Throughout, this political action thriller beguiles us with the question: is she a Russian spy or isn’t she? But a more mundane question also keeps popping its irksome head: if all she wanted to do was “speak to my husband”, as she tells her boss when she first hears the charge against her, why is she putting her life at stake and going on a roller-coaster of an adventure halfway round the globe? Oh well, maybe it’s for our sake.

The film was originally supposed to star Tom Cruise in the title role of Salt, but it has lost none of its raw appeal with the protagonist’s change of sex and the resultant change of lead star. (Or was it the other way round?)
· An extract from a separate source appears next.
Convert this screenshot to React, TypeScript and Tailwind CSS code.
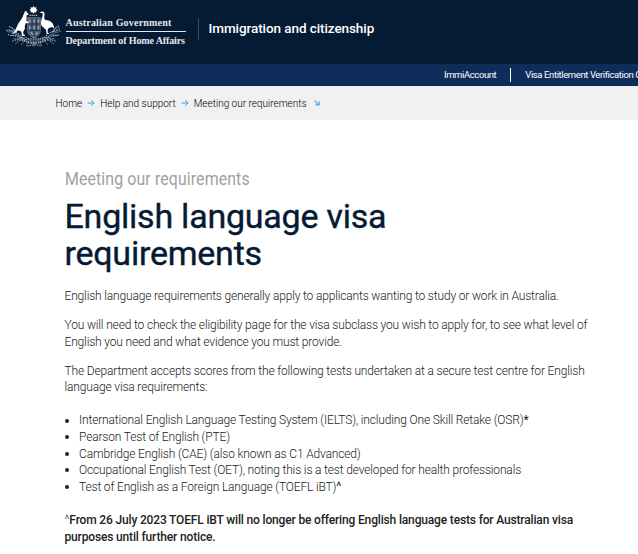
import { ReactNode } from 'react';

const tests: { name: string; mark?: string }[] = [
  {
    name: 'International English Language Testing System (IELTS), including One Skill Retake (OSR)',
    mark: '*',
  },
  { name: 'Pearson Test of English (PTE)' },
  { name: 'Cambridge English (CAE) (also known as C1 Advanced)' },
  {
    name: 'Occupational English Test (OET), noting this is a test developed for health professionals',
  },
  { name: 'Test of English as a Foreign Language (TOEFL iBT)', mark: '^' },
];

function Crest() {
  return (
    <svg
      viewBox="0 0 58 42"
      className="h-[42px] w-[58px] shrink-0"
      fill="none"
      stroke="#fff"
      aria-hidden="true"
    >
      {/* Commonwealth star and wreath */}
      <path
        d="M27.500 0l1 1.400 1.900-.2-.2 1.700 1.400 1-1.400 1 .2 1.700-1.900-.3-1 1.400-1-1.400-1.900.3.2-1.700-1.400-1 1.400-1-.2-1.700 1.900.2z"
        fill="#fff"
        stroke="none"
      />
      <path d="M23.500 9.300h8" strokeWidth="1" strokeDasharray="1.500 .6" opacity=".8" />
      {/* Shield */}
      <path
        d="M21.500 11.500h13v13c0 4-3.300 6-6.500 7.500-3.200-1.500-6.500-3.500-6.500-7.500z"
        fill="#4d5c73"
        stroke="#8a95a5"
        strokeWidth=".5"
      />
      <path
        d="M22 18h12.500M22 24.500h12.500M26 12v12.500M30.300 12v12.500M28 25v6"
        stroke="#152a45"
        strokeWidth=".7"
      />
      <path
        d="M23.800 13.500v3M28.100 13.500v3M32.500 13.500v3M23.800 20v3M28.100 20v3M32.500 20v3M25 26.500l2 2M31.500 26.500l-2 2"
        stroke="#aab2be"
        strokeWidth="1.200"
      />
      {/* Kangaroo */}
      <path
        d="M19 4.200l.8 2 .7-1.800.5 2.200 1.600 1.300-.3 1-1.800.3c.2 2 .2 3.600-.2 5.300l1.700 1.500 1.100-.4-.6 1.300-2.800.3-1 3.400.3 1.800-1.800 3.500.3 2.500 1.500.6-.2.900h-2.800l-.8-4.500-3-1.200c-1.500 1.800-3.800 3.200-6.500 3.700 2-1.500 3.800-3.700 5.200-7.400 1.200-3.800 4.100-6 5.600-9.300.8-2 1.200-3.400 1.900-4.500z"
        fill="#fff"
        stroke="none"
      />
      {/* Emu */}
      <path
        d="M33.500 7l2-1.400c1.700-.4 2.900.4 3 2.100.2 2.200-.8 4.300.2 5.900 1.300 1.200 4 .2 6.500 2.300 2 1.500 2.700 3.600 2.900 6.500l-2.200-1.500-3.300 1.300-1 1.800.4 3.300 1.500.8h-2.900l-.5-4-2.300-2.300c-2.400-1.600-3.100-3-2.800-5.500.2-3.100 2-5.300 1.700-8.700l-1-.6z"
        fill="#fff"
        stroke="none"
      />
      {/* Wattle branches */}
      <g strokeWidth=".6" opacity=".55">
        <path d="M1 25.500c5 .5 10 2.500 13.500 5.500s7.500 3.500 13.500 2.700c6 .8 10 .3 13.500-2.700s8.500-5 13.500-5.500" />
        <path d="M7 33c5-.5 7.500-2 11-2 4 .4 6 3.500 10 6 4-2.500 6-5.600 10-6 3.500 0 6 1.500 11 2" />
        <path d="M3 20c3 1.500 5 4 7 8M5 29.500l7-.5M2 23l5 3M11 34l5-3M9 38l7-5M15 39l5-6M20 40l3-5M53 19c-3 1.500-5 4-7 8M52 29.500l-7-.5M54 22l-5 4M46 34l-5-3M48 38l-7-5M42 39l-5-6M36 40l-3-5M28 33v8" />
      </g>
      <g strokeWidth="1.400" strokeLinecap="round" strokeDasharray=".1 2.300" opacity=".62">
        <path d="M1 24.500c6 0 11 2 14 6s8 2.500 12 1.500c5 1 10 2 13-2s8-5.500 15-6" />
        <path d="M2.500 28.500c5 2 8 .5 12 3.500s8.500 5 13.500 4c5 1 10-1 13.500-4s7-1.500 12-3.500" />
        <path d="M7 35c5-2.500 8-.5 12 0 3 1.500 6 3 9 2.500 3 .5 7-1 10-2.500s7-1.500 11 0" />
        <path d="M22 40c4-1.500 9-1.500 13 0" />
        <path d="M4 21c3 1 4 2 5.500 5M52.500 21c-3 1-4 2-5.500 5" />
      </g>
    </svg>
  );
}

function Arrow({ className }: { className: string }) {
  return (
    <svg viewBox="0 0 8 8" className={className} fill="none" stroke="#2ba6e0">
      <path d="M.5 4h6.500M4.200 1.200L7 4 4.200 6.800" />
    </svg>
  );
}

function Line({ children }: { children: ReactNode }) {
  return <span className="block whitespace-nowrap">{children}</span>;
}

export default function App() {
  return (
    <div className="h-[554px] w-[638px] overflow-hidden bg-white font-['Roboto',sans-serif]">
      <header className="flex h-16 bg-[#051a33] text-white">
        <div className="flex pl-1.5 pt-1.5">
          <Crest />
          <div className="ml-[1.500px] mt-[10px] w-[120px] font-['Liberation_Serif',serif] text-[10px] font-bold leading-[14px] text-white/90">
            <div className="whitespace-nowrap border-b border-white/90 pb-px tracking-[0.190px]">
              Australian Government
            </div>
            <div className="whitespace-nowrap pt-[2px] tracking-[-0.120px]">
              Department of Home Affairs
            </div>
          </div>
        </div>
        <div className="ml-3 mt-[18px] h-[22px] whitespace-nowrap border-l border-[#3c4c61] pl-2.5 text-[13.500px] font-medium leading-[21px] tracking-[-0.080px]">
          Immigration and citizenship
        </div>
      </header>

      <nav className="flex h-[22px] items-center bg-[#0f2d5b] pl-[444px] text-[9.500px] tracking-[-0.400px] text-white">
        <a className="whitespace-nowrap">ImmiAccount</a>
        <a className="ml-3.5 whitespace-nowrap border-l border-white pl-3.5">
          Visa Entitlement Verification C
        </a>
      </nav>

      <div className="flex h-[34px] items-center bg-[#f1f1f1] pl-[55.500px] text-[10px] font-light text-black">
        <span>Home</span>
        <Arrow className="mx-[5px] size-2" />
        <span>Help and support</span>
        <Arrow className="mx-[5px] size-2" />
        <span>Meeting our requirements</span>
        <Arrow className="ml-1.5 size-2 rotate-45" />
      </div>

      <main className="pl-[64.500px] pt-[46px] text-[12px] font-light leading-[16.600px] tracking-[-0.160px] text-[#222]">
        <p className="origin-left scale-x-[0.880] text-[18px] font-normal leading-[26px] tracking-[0.150px] text-[#a0a0a0]">
          Meeting our requirements
        </p>
        <h1 className="mt-1.5 text-[34px] font-normal leading-[37px] tracking-[-0.230px] text-[#051a33] [-webkit-text-stroke:0.4px_#051a33]">
          <Line>English language visa</Line>
          <Line>requirements</Line>
        </h1>
        <p className="mt-[16px]">
          <Line>
            English language requirements generally apply to applicants wanting
            to study or work in Australia.
          </Line>
        </p>
        <p className="mt-[12.500px]">
          <Line>
            You will need to check the eligibility page for the visa subclass
            you wish to apply for, to see what level of
          </Line>
          <Line>English you need and what evidence you must provide.</Line>
        </p>
        <p className="mt-[12.500px]">
          <Line>
            The Department accepts scores from the following tests undertaken at
            a secure test centre for English
          </Line>
          <Line>language visa requirements:</Line>
        </p>
        <ul className="mt-[16.400px]">
          {tests.map(test => (
            <li key={test.name} className="flex items-center whitespace-nowrap">
              <span className="mr-[10.500px] size-1 rounded-full bg-[#222]" />
              {test.name}
              {test.mark && <b className="font-normal">{test.mark}</b>}
            </li>
          ))}
        </ul>
        <p className="mt-[16.600px] font-medium">
          <Line>
            <span className="font-light">^</span>From 26 July 2023 TOEFL iBT
            will no longer be offering English language tests for Australian
            visa
          </Line>
          <Line>purposes until further notice.</Line>
        </p>
      </main>
    </div>
  );
}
In true Hollywood style, Agent Salt is seen doing everything from jumping on speeding trucks to filching bikes to landing on cars without getting so much as a scratch. The editing is sharp and Jolie is mesmerising in those daredevil stunt sequences that keep you on the edge of your seat,

even if you are not used to seeing her in a de-glamorised avatar. Schreiber in his dual role makes you wonder just how many spies there could be hovering around American policymakers.

The film is endurable enough to sit through, but it merits just a one-time watch. It ends abruptly, without answering the question that its publicity machine asked the whole world — Who is Salt? Clearly, a sequel is in the offing, which was recently confirmed by director Noyce.